§ **OBJECTIVE**: Copy the data that follows, character for character, minus the pictures.

***** RAW DATA

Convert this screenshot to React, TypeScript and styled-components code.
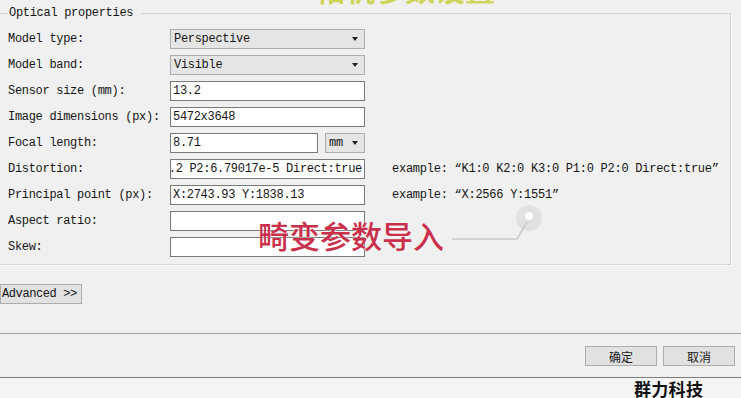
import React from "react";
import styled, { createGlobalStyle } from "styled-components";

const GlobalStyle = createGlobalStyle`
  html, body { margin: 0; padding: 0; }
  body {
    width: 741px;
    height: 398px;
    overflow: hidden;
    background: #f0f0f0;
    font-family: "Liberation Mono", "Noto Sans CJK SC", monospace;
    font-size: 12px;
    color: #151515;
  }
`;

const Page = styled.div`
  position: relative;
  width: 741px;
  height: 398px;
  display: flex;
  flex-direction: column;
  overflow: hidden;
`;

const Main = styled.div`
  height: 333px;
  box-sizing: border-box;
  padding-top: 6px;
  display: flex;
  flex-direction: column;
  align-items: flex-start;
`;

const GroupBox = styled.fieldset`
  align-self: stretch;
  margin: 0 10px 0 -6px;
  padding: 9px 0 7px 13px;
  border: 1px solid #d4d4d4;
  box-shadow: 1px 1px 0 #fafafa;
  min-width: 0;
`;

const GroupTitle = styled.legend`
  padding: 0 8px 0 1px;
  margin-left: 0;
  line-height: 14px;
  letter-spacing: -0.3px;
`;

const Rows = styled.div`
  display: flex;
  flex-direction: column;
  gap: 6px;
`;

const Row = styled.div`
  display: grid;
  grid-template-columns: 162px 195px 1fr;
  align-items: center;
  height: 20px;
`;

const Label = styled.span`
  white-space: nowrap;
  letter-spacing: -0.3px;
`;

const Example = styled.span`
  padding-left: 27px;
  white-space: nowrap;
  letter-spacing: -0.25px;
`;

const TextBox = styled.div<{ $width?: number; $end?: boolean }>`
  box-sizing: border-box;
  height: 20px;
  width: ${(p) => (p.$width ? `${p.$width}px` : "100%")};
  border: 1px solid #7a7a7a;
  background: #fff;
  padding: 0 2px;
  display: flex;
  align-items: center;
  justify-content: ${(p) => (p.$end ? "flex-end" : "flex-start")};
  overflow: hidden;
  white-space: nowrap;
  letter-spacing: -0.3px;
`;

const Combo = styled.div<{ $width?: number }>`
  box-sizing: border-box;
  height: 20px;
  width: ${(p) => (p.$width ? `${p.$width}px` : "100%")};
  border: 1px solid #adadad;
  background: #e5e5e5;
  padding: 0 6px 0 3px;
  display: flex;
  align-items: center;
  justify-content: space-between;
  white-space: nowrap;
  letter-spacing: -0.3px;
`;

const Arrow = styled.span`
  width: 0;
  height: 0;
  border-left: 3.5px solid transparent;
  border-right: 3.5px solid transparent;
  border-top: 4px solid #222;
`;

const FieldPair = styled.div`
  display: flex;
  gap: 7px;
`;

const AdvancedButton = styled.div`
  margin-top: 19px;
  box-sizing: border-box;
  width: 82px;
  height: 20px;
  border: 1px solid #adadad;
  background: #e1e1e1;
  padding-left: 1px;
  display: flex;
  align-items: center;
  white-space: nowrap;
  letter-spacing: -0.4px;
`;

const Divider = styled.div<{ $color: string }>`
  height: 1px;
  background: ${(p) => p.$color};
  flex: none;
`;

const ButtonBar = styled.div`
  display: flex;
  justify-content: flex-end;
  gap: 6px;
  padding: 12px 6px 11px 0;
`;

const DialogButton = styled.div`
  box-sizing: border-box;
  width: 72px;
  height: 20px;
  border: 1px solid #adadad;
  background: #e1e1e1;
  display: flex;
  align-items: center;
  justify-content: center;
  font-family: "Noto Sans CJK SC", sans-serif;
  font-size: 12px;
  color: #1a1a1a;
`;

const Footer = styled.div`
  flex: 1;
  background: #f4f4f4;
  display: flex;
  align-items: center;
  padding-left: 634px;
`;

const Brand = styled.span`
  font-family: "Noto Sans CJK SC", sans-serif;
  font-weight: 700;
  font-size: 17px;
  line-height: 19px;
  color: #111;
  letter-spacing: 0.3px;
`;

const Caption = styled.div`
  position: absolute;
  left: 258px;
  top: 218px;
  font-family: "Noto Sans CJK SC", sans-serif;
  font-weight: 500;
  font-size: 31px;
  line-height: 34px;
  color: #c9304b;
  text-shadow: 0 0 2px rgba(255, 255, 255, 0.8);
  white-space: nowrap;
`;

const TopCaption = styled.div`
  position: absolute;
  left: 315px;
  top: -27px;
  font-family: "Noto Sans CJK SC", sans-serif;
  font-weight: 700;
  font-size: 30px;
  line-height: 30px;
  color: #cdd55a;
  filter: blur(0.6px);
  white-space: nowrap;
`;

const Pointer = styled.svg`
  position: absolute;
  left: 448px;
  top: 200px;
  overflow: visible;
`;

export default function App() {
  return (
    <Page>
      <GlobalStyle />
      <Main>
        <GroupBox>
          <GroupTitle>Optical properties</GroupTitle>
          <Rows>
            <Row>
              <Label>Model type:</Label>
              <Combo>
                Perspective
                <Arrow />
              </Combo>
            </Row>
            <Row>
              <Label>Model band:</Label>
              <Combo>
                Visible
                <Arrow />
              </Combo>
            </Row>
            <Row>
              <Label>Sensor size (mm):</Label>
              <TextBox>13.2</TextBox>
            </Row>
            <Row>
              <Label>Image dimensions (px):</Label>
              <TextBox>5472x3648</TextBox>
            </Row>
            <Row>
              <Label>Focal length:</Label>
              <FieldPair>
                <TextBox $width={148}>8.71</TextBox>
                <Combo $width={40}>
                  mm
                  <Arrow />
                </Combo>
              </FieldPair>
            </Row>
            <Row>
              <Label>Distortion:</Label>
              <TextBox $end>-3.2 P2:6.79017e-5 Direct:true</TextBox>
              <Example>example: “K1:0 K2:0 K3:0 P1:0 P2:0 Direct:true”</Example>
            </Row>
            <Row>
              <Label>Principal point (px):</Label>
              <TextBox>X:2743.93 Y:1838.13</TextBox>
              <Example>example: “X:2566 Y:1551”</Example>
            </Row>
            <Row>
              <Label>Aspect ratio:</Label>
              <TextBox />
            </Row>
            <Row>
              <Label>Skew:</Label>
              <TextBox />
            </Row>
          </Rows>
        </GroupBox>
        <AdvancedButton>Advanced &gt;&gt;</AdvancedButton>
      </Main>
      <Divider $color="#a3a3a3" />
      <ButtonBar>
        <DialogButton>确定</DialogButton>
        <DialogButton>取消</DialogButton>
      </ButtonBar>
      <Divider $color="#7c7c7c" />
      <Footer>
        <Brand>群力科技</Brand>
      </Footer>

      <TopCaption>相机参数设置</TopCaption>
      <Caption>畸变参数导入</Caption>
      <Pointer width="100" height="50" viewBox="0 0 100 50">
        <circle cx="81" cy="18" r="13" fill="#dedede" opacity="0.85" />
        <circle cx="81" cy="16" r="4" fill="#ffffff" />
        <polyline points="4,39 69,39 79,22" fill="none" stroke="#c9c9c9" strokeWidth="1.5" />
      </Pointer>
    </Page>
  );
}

**********

§ **SOLUTION TO THIS EXERCISE**:
Convert this screenshot to React, TypeScript and styled-components code.
import React from "react";
import styled, { createGlobalStyle } from "styled-components";

const GlobalStyle = createGlobalStyle`
  html, body { margin: 0; padding: 0; }
  body {
    width: 741px;
    height: 398px;
    overflow: hidden;
    background: #f0f0f0;
    font-family: "Liberation Mono", "Noto Sans CJK SC", monospace;
    font-size: 12px;
    color: #151515;
  }
`;

const Page = styled.div`
  position: relative;
  width: 741px;
  height: 398px;
  display: flex;
  flex-direction: column;
  overflow: hidden;
`;

const Main = styled.div`
  height: 333px;
  box-sizing: border-box;
  padding-top: 6px;
  display: flex;
  flex-direction: column;
  align-items: flex-start;
`;

const GroupBox = styled.fieldset`
  align-self: stretch;
  margin: 0 10px 0 -6px;
  padding: 9px 0 7px 13px;
  border: 1px solid #d4d4d4;
  box-shadow: 1px 1px 0 #fafafa;
  min-width: 0;
`;

const GroupTitle = styled.legend`
  padding: 0 8px 0 1px;
  margin-left: 0;
  line-height: 14px;
  letter-spacing: -0.3px;
`;

const Rows = styled.div`
  display: flex;
  flex-direction: column;
  gap: 6px;
`;

const Row = styled.div`
  display: grid;
  grid-template-columns: 162px 195px 1fr;
  align-items: center;
  height: 20px;
`;

const Label = styled.span`
  white-space: nowrap;
  letter-spacing: -0.3px;
`;

const Example = styled.span`
  padding-left: 27px;
  white-space: nowrap;
  letter-spacing: -0.25px;
`;

const TextBox = styled.div<{ $width?: number; $end?: boolean }>`
  box-sizing: border-box;
  height: 20px;
  width: ${(p) => (p.$width ? `${p.$width}px` : "100%")};
  border: 1px solid #7a7a7a;
  background: #fff;
  padding: 0 2px;
  display: flex;
  align-items: center;
  justify-content: ${(p) => (p.$end ? "flex-end" : "flex-start")};
  overflow: hidden;
  white-space: nowrap;
  letter-spacing: -0.3px;
`;

const Combo = styled.div<{ $width?: number }>`
  box-sizing: border-box;
  height: 20px;
  width: ${(p) => (p.$width ? `${p.$width}px` : "100%")};
  border: 1px solid #adadad;
  background: #e5e5e5;
  padding: 0 6px 0 3px;
  display: flex;
  align-items: center;
  justify-content: space-between;
  white-space: nowrap;
  letter-spacing: -0.3px;
`;

const Arrow = styled.span`
  width: 0;
  height: 0;
  border-left: 3.5px solid transparent;
  border-right: 3.5px solid transparent;
  border-top: 4px solid #222;
`;

const FieldPair = styled.div`
  display: flex;
  gap: 7px;
`;

const AdvancedButton = styled.div`
  margin-top: 19px;
  box-sizing: border-box;
  width: 82px;
  height: 20px;
  border: 1px solid #adadad;
  background: #e1e1e1;
  padding-left: 1px;
  display: flex;
  align-items: center;
  white-space: nowrap;
  letter-spacing: -0.4px;
`;

const Divider = styled.div<{ $color: string }>`
  height: 1px;
  background: ${(p) => p.$color};
  flex: none;
`;

const ButtonBar = styled.div`
  display: flex;
  justify-content: flex-end;
  gap: 6px;
  padding: 12px 6px 11px 0;
`;

const DialogButton = styled.div`
  box-sizing: border-box;
  width: 72px;
  height: 20px;
  border: 1px solid #adadad;
  background: #e1e1e1;
  display: flex;
  align-items: center;
  justify-content: center;
  font-family: "Noto Sans CJK SC", sans-serif;
  font-size: 12px;
  color: #1a1a1a;
`;

const Footer = styled.div`
  flex: 1;
  background: #f4f4f4;
  display: flex;
  align-items: center;
  padding-left: 634px;
`;

const Brand = styled.span`
  font-family: "Noto Sans CJK SC", sans-serif;
  font-weight: 700;
  font-size: 17px;
  line-height: 19px;
  color: #111;
  letter-spacing: 0.3px;
`;

const Caption = styled.div`
  position: absolute;
  left: 258px;
  top: 218px;
  font-family: "Noto Sans CJK SC", sans-serif;
  font-weight: 500;
  font-size: 31px;
  line-height: 34px;
  color: #c9304b;
  text-shadow: 0 0 2px rgba(255, 255, 255, 0.8);
  white-space: nowrap;
`;

const TopCaption = styled.div`
  position: absolute;
  left: 315px;
  top: -27px;
  font-family: "Noto Sans CJK SC", sans-serif;
  font-weight: 700;
  font-size: 30px;
  line-height: 30px;
  color: #cdd55a;
  filter: blur(0.6px);
  white-space: nowrap;
`;

const Pointer = styled.svg`
  position: absolute;
  left: 448px;
  top: 200px;
  overflow: visible;
`;

export default function App() {
  return (
    <Page>
      <GlobalStyle />
      <Main>
        <GroupBox>
          <GroupTitle>Optical properties</GroupTitle>
          <Rows>
            <Row>
              <Label>Model type:</Label>
              <Combo>
                Perspective
                <Arrow />
              </Combo>
            </Row>
            <Row>
              <Label>Model band:</Label>
              <Combo>
                Visible
                <Arrow />
              </Combo>
            </Row>
            <Row>
              <Label>Sensor size (mm):</Label>
              <TextBox>13.2</TextBox>
            </Row>
            <Row>
              <Label>Image dimensions (px):</Label>
              <TextBox>5472x3648</TextBox>
            </Row>
            <Row>
              <Label>Focal length:</Label>
              <FieldPair>
                <TextBox $width={148}>8.71</TextBox>
                <Combo $width={40}>
                  mm
                  <Arrow />
                </Combo>
              </FieldPair>
            </Row>
            <Row>
              <Label>Distortion:</Label>
              <TextBox $end>-3.2 P2:6.79017e-5 Direct:true</TextBox>
              <Example>example: “K1:0 K2:0 K3:0 P1:0 P2:0 Direct:true”</Example>
            </Row>
            <Row>
              <Label>Principal point (px):</Label>
              <TextBox>X:2743.93 Y:1838.13</TextBox>
              <Example>example: “X:2566 Y:1551”</Example>
            </Row>
            <Row>
              <Label>Aspect ratio:</Label>
              <TextBox />
            </Row>
            <Row>
              <Label>Skew:</Label>
              <TextBox />
            </Row>
          </Rows>
        </GroupBox>
        <AdvancedButton>Advanced &gt;&gt;</AdvancedButton>
      </Main>
      <Divider $color="#a3a3a3" />
      <ButtonBar>
        <DialogButton>确定</DialogButton>
        <DialogButton>取消</DialogButton>
      </ButtonBar>
      <Divider $color="#7c7c7c" />
      <Footer>
        <Brand>群力科技</Brand>
      </Footer>

      <TopCaption>相机参数设置</TopCaption>
      <Caption>畸变参数导入</Caption>
      <Pointer width="100" height="50" viewBox="0 0 100 50">
        <circle cx="81" cy="18" r="13" fill="#dedede" opacity="0.85" />
        <circle cx="81" cy="16" r="4" fill="#ffffff" />
        <polyline points="4,39 69,39 79,22" fill="none" stroke="#c9c9c9" strokeWidth="1.5" />
      </Pointer>
    </Page>
  );
}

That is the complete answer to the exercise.